Return the lines from the line containing "Write a component" through the line containing "import React from 'react';" exactly. No other line should appear in the answer.

++++++++++++++++++++

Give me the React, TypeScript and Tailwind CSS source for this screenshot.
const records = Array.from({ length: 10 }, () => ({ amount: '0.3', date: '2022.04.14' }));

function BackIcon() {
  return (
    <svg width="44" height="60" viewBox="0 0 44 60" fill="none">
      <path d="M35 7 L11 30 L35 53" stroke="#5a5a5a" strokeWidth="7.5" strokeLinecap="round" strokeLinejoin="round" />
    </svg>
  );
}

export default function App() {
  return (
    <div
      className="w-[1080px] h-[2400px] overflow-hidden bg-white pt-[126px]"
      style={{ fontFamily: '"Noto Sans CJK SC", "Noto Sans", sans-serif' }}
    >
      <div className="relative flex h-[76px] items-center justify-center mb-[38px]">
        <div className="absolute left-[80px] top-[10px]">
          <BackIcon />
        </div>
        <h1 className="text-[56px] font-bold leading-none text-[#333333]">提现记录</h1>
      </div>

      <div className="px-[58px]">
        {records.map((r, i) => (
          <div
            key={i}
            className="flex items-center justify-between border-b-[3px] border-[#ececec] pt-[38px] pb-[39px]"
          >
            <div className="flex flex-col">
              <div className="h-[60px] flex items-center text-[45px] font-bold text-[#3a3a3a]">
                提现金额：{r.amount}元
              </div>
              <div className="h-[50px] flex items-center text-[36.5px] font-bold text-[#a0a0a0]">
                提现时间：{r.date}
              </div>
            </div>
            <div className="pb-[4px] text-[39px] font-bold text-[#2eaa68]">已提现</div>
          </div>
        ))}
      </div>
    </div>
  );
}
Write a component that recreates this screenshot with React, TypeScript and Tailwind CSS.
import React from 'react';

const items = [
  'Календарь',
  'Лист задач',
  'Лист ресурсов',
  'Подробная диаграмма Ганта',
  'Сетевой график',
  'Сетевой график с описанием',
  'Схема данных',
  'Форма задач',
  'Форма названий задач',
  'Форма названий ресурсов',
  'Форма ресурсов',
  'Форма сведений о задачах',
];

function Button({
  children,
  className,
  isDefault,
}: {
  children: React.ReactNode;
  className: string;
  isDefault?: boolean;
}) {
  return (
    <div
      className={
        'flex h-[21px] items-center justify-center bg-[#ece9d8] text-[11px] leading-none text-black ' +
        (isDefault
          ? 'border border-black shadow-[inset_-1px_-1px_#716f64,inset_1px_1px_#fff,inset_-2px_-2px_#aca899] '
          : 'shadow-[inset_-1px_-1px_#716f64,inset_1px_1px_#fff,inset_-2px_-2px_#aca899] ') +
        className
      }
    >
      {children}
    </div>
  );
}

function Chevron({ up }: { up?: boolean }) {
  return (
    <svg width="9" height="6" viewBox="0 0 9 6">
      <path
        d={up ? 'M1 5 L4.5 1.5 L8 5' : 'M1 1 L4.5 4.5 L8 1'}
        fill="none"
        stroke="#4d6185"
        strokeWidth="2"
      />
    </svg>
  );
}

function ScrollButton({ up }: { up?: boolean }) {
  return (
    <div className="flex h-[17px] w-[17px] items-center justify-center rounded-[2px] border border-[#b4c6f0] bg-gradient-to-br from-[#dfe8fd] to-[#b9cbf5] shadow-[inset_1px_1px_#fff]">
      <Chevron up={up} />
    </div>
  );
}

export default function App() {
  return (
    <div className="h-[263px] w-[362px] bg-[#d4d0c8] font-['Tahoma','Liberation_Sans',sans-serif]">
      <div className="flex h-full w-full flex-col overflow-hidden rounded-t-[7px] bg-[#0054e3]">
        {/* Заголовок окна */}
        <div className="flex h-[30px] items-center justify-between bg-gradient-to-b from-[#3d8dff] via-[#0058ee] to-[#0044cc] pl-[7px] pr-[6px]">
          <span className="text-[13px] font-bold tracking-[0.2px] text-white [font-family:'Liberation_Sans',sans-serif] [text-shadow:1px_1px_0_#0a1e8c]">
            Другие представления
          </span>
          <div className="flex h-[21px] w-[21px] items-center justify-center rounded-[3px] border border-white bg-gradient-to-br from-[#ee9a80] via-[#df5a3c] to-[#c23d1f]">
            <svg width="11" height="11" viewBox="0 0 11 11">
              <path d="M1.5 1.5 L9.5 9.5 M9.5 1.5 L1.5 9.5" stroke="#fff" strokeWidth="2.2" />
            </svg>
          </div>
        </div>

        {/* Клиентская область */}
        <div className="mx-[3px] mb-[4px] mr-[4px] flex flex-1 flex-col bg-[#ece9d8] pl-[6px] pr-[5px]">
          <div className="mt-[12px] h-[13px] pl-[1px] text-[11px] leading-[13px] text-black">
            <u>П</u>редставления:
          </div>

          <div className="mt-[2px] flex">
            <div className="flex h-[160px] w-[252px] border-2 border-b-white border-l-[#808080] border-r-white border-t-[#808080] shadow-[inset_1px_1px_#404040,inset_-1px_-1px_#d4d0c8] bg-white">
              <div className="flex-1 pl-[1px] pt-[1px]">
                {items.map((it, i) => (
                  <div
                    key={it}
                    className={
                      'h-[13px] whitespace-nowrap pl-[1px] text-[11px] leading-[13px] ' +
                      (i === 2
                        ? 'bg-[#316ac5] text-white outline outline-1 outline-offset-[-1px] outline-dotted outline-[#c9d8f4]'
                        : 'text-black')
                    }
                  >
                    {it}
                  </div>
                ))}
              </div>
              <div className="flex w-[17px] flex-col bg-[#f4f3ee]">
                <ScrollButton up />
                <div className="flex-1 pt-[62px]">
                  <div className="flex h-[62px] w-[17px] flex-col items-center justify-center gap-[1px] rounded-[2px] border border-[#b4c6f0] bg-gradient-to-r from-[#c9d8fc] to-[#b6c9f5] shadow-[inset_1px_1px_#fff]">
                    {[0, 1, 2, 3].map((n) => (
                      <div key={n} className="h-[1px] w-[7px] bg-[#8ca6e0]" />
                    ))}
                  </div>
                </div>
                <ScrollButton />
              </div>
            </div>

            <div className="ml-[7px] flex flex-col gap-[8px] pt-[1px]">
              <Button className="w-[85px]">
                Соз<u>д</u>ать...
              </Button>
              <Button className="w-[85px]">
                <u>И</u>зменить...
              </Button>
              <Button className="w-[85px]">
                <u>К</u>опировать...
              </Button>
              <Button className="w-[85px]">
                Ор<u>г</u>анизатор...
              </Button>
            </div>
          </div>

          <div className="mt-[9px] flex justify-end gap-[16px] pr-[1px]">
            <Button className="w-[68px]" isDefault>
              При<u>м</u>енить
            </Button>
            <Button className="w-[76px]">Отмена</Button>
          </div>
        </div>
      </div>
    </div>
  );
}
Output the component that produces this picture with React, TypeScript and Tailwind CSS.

++++++++++++++++++++

• Output below:
Write a component that recreates this screenshot with React, TypeScript and Tailwind CSS.
import React from 'react';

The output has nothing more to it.